Distributed Memcached Clusters for Scalability
  • Deploy Memcached in a clustered mode using consistent hashing to distribute keys evenly and avoid hotspots.
  • Use client libraries supporting clustering, e.g., libmemcached or spymemcached, with built-in fault tolerance.
  • Monitor node health and rebalance cache partitions to maintain high availability as the number of IoT devices grows.
Integration with IoT Data Pipelines
  • Place Memcached between your IoT ingestion layer (MQTT brokers, HTTP gateways) and backend databases.
  • Cache processed or aggregated sensor data to accelerate analytics dashboards and real-time alerting systems.
  • Use asynchronous cache warming during device onboarding to pre-fill Memcached with baseline states.

Implementation Walkthrough: Setting Up Memcached for IoT

  1. Install and Configure Memcached

    Use your platform’s package manager or containerized deployment for quick setup. Example for Linux:

    sudo apt-get install memcached
    memcached -m 1024 -p 11211 -u memcache -d
    

    Adjust memory (-m) for expected workload size.

  2. Client Integration

    Use language-specific Memcached clients optimized for concurrency and clustering, such as:

    • Python: pymemcache or python-binary-memcached
    • Java: spymemcached
    • Node.js: memjs
  3. Storing and Retrieving Device Data

    Example pseudocode for caching temperature data:

    key = f"device{device_id}:temperature:{timestamp}"
    memcache_client.set(key, temperature_value, expire=300)  # 5 min TTL
    value = memcache_client.get(key)
    
  4. Handling Cache Misses

    On a cache miss, fetch data from the backend database or ingestion pipeline, then populate Memcached to optimize subsequent requests.
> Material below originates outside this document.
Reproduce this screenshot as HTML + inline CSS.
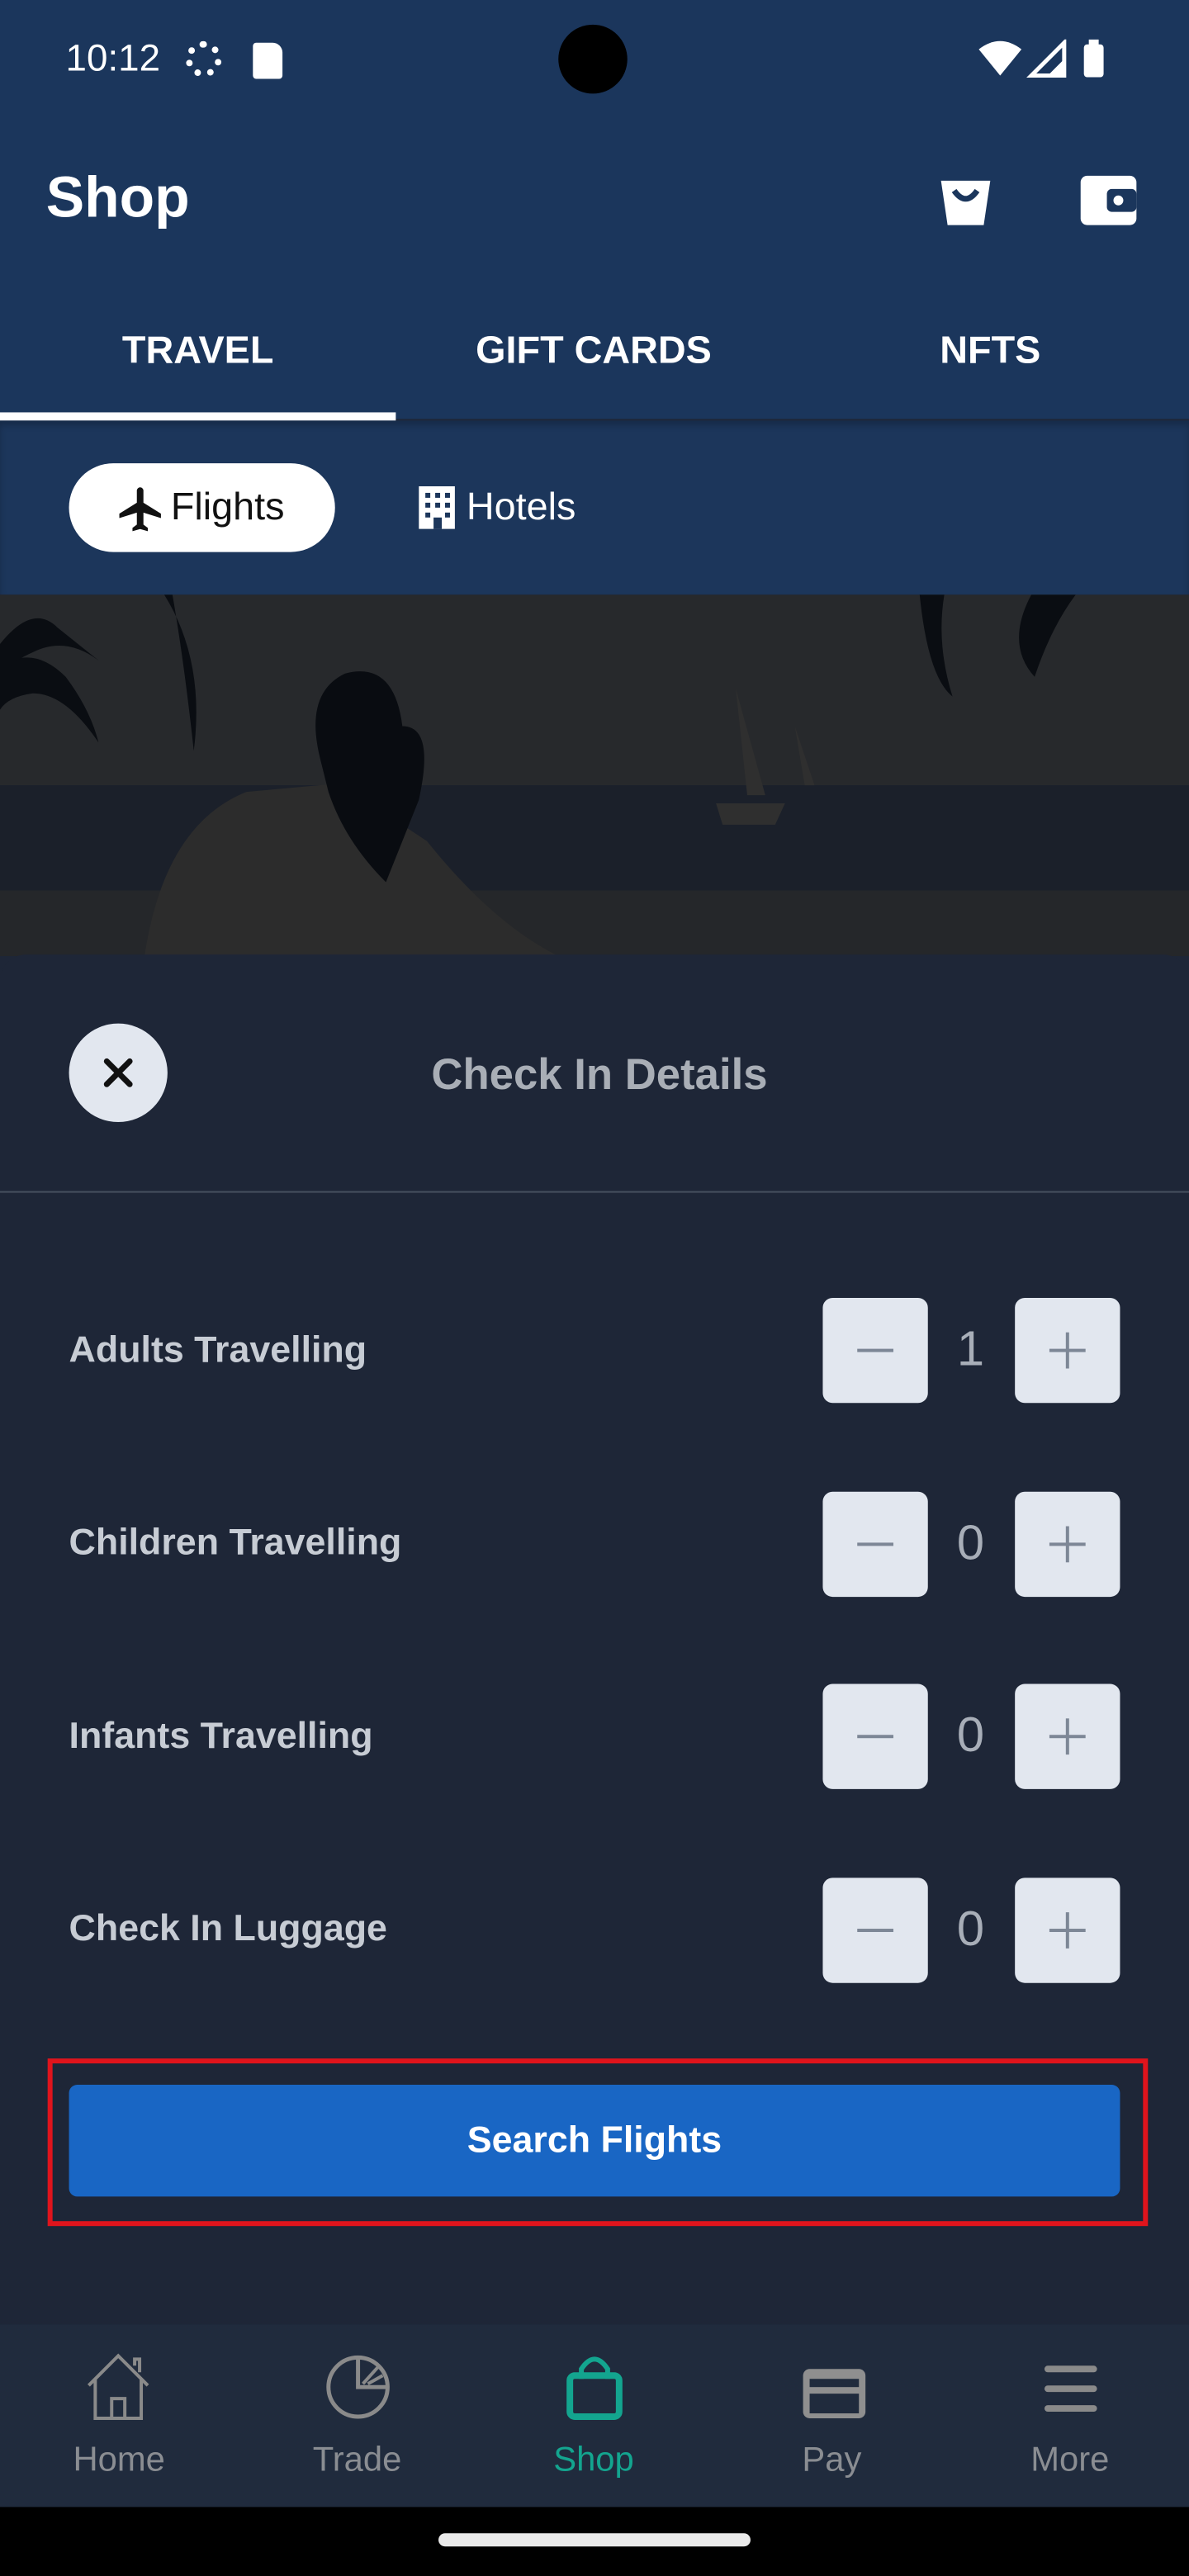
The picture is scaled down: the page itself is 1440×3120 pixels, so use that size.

Performance Optimization Tips for IoT Caching

  • Batch writes and reads: Use pipelining or multi-get operations to reduce network overhead.
  • Compress large payloads: Apply lightweight compression to reduce memory footprint.
  • Monitor cache hit ratios: Use tools like memcached-tool or Prometheus exporters to track performance metrics.
  • Tune eviction policies: Adjust Memcached’s LRU settings to prioritize caching of the most critical device data.

Common Challenges and Solutions

  • Data freshness vs. latency: Balance TTL settings to ensure timely updates without excessive backend load.
  • Cache size management: Monitor and scale Memcached memory to accommodate increasing IoT devices.
  • Network partitioning: Implement retry logic and fallback mechanisms to handle transient cache node failures gracefully.

Conclusion

Implementing Memcached as a caching layer for IoT device-generated data significantly enhances system responsiveness and scalability. By following best practices around key design, consistency, clustering, and integration, developers and architects can build robust IoT data platforms capable of handling massive device fleets with low latency. Leveraging Memcached’s simplicity and performance ensures your IoT solution remains efficient as data volumes grow exponentially. Start integrating Memcached today to unlock faster, more reliable IoT data processing.